The involvement of ‘grassroots’ in sport diplomacy
The Covid-19 crisis has been portrayed by many as an opportunity for a “new narrative”, or developing radically new solutions to society’s problems.
Secretary General of International Sport and Culture Association (ISCA)
As a matter of fact, disaster research shows that there is a very large degree of inertia in social systems. As a species, we tend to go back to what we know, when we can. Of course, this conservatism has its advantages. It enables stable systems of cooperation and understanding. Perhaps one of the best examples of this is the area of diplomacy. Relations between countries are governed by a stable set of codes, by specific communication channels, roles and approaches.
Public diplomacy has evolved out of this system, predictably slowly, and has also included the specific areas of cultural and sport diplomacy. These concepts are not radically transforming diplomacy but are perhaps more accurately developments and additional elements of diplomacy.
Backed by an Erasmus+ grant, ISCA and its partners have initiated a journey to coin, develop and advance the concept of Grassroots Sport Diplomacy – GSD.
This concept of GSD could be looked upon as a specific subset of sport diplomacy. But this would be a simplification. Because the concept challenges traditional notions of sport diplomacy, and of diplomacy generally, because it is:
- Focused on civil society’s role in diplomacy.
- Enabling mutual exchanges and dialogue in an open and transparent environment.
- Advancing mutual benefit and societal development.
Therefore, I consider “The grassroots” in sport diplomacy as a change maker, and a totally new way of thinking about international relations.
Within the framework of the GSD project, 7 pilot projects were carried out by partner organisations (a South American network on women’s football, local runs and walks for social development and charitable purposes in Lebanon, etc.).

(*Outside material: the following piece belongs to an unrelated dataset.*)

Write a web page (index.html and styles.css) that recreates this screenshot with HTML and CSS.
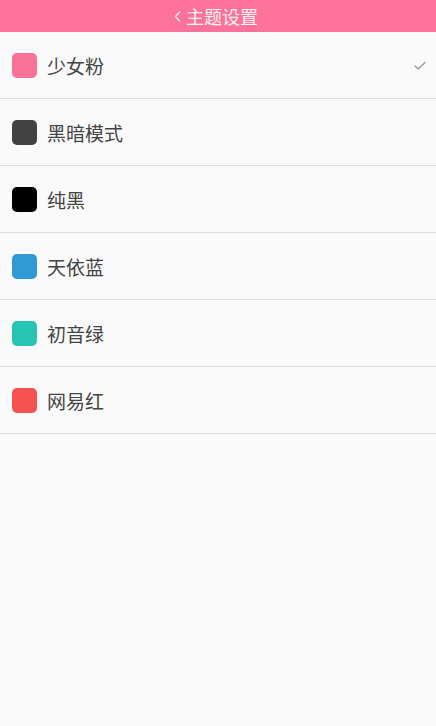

Many learnings have emerged from the 7 pilot actions for grassroots sport diplomacy. I would in particular note how the actions have demonstrated that GSD builds on a culture of generosity. It is about sharing what you have with others, and developing solutions together. GSD is also truly citizens-oriented and bottom-up and tackles some of the most difficult challenges of our time.

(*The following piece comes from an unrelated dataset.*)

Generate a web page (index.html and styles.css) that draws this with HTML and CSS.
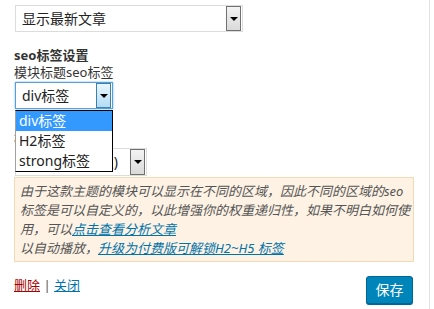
FILE: index.html
```html
<!DOCTYPE html>
<html lang="zh-CN">
<head>
<meta charset="utf-8">
<title>Widget</title>
<link rel="stylesheet" href="styles.css">
</head>
<body>
<div class="wrap">
  <div class="select select-wide">
    <span class="select-text">显示最新文章</span>
    <span class="select-btn"><i class="tri"></i></span>
  </div>

  <div class="group">
    <div class="title">seo标签设置</div>
    <div class="label">模块标题seo标签</div>
    <div class="select-holder">
      <div class="select select-small focused">
        <span class="select-text">div标签</span>
        <span class="select-btn"><i class="tri"></i></span>
      </div>
      <ul class="dropdown">
        <li class="active">div标签</li>
        <li>H2标签</li>
        <li>strong标签</li>
      </ul>
    </div>
  </div>

  <div class="group group-tight">
    <div class="title">自动播放设置</div>
    <div class="label">模块自动播放</div>
    <div class="select select-mid">
      <span class="select-text">显示方式 (默认)</span>
      <span class="select-btn"><i class="tri"></i></span>
    </div>
  </div>

  <div class="notice">
    由于这款主题的模块可以显示在不同的区域，因此不同的区域的seo标签是可以自定义的，以此增强你的权重递归性，如果不明白如何使用，可以<a href="#">点击查看分析文章</a><br>
    以自动播放，<a href="#">升级为付费版可解锁H2~H5 标签</a>
  </div>

  <div class="actions">
    <div class="links"><a class="del" href="#">删除</a> <span class="sep">|</span> <a class="close" href="#">关闭</a></div>
    <button class="save" type="button">保存</button>
  </div>
</div>
</body>
</html>
```

FILE: styles.css
```css
html, body {
  margin: 0;
  padding: 0;
  background: #fff;
}
body {
  font-family: "Noto Sans", "Noto Sans CJK SC", sans-serif;
  color: #333;
  font-size: 13px;
}
.wrap {
  width: 400px;
  height: 309px;
  padding: 5px 15px 0 14px;
  box-sizing: border-box;
  width: 430px;
  border-right: 1px solid #e2e2e2;
}
.select {
  position: relative;
  box-sizing: border-box;
  height: 27px;
  margin-left: 1px;
  border: 1px solid #dcdcdc;
  background: #fff;
  display: flex;
  align-items: center;
  font-size: 14px;
  color: #222;
}
.select-wide { width: 228px; }
.select-small { width: 98px; }
.select-mid { width: 132px; height: 28px; }
.select-text {
  flex: 1;
  padding-left: 6px;
  line-height: 20px;
  white-space: nowrap;
  overflow: hidden;
}
.select-btn {
  width: 15px;
  align-self: stretch;
  margin: 0 1px 0 0;
  box-sizing: border-box;
  border: 1px solid #707070;
  background: linear-gradient(#f3f3f3, #dadada);
  display: flex;
  align-items: center;
  justify-content: center;
}
.tri {
  width: 0;
  height: 0;
  border-left: 4px solid transparent;
  border-right: 4px solid transparent;
  border-top: 4px solid #000;
}
.focused {
  border-color: #5b9dd9;
  box-shadow: 0 0 2px rgba(30, 140, 190, 0.6);
}
.focused .select-btn {
  border-color: #3c7fb1;
  background: linear-gradient(#eaf6fd, #b3dcf5);
}
.group { margin-top: 15px; }
.group-tight { margin-top: 4px; }
.title {
  font-weight: bold;
  line-height: 17px;
  color: #333;
}
.label {
  line-height: 17px;
  color: #333;
  margin-bottom: 1px;
}
.select-holder { position: relative; }
.dropdown {
  position: absolute;
  left: 1px;
  top: 28px;
  z-index: 5;
  width: 98px;
  margin: 0;
  padding: 0;
  list-style: none;
  box-sizing: border-box;
  border: 1px solid #000;
  border-left-color: #a0a0a0;
  background: #fff;
  font-size: 14px;
  color: #222;
}
.dropdown li {
  height: 20px;
  line-height: 20px;
  padding-left: 3px;
}
.dropdown li.active {
  background: #3399ff;
  color: #fff;
}
.notice {
  margin-top: 1px;
  box-sizing: border-box;
  width: 400px;
  border: 1px solid #f4d9b5;
  background: #fdf2e4;
  padding: 4px 3px 3px 5px;
  font-style: italic;
  line-height: 19px;
  color: #555;
  font-size: 13px;
}
.notice a {
  color: #0073aa;
  text-decoration: underline;
}
.actions {
  display: flex;
  justify-content: space-between;
  align-items: flex-start;
  width: 400px;
  margin-top: 14px;
}
.links {
  line-height: 17px;
  font-size: 13px;
  padding-top: 1px;
}
.links a { text-decoration: underline; }
.del { color: #a00; }
.close { color: #0073aa; }
.sep { color: #555; }
.save {
  width: 47px;
  height: 28px;
  margin-right: 1px;
  padding: 0;
  border: 1px solid #006799;
  border-radius: 3px;
  background: #0085ba;
  box-shadow: 0 1px 0 #006799;
  color: #fff;
  font-family: "Noto Sans", "Noto Sans CJK SC", sans-serif;
  font-size: 14px;
  line-height: 26px;
}
```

“A new way of thinking about international relations”
Allow me a rhetorical question: How much would it cost if someone would want to buy a solution for these wicked problems? I believe that grassroots sport diplomacy is a powerful – and very cost-effective – tool to address key issues of our time.
If we return to the question of the possibility of the Covid-19 crisis, it seems clear that the epidemic may be a platform for social change. But there is a battle now to conquer the space and earn the narrative of tomorrow’s solutions, before we fall back into too-known patterns. It is my hope that grassroots sport diplomacy, with its tenets of generosity, openness and cooperation will have a key role to play. But it will not come if we do not push for it.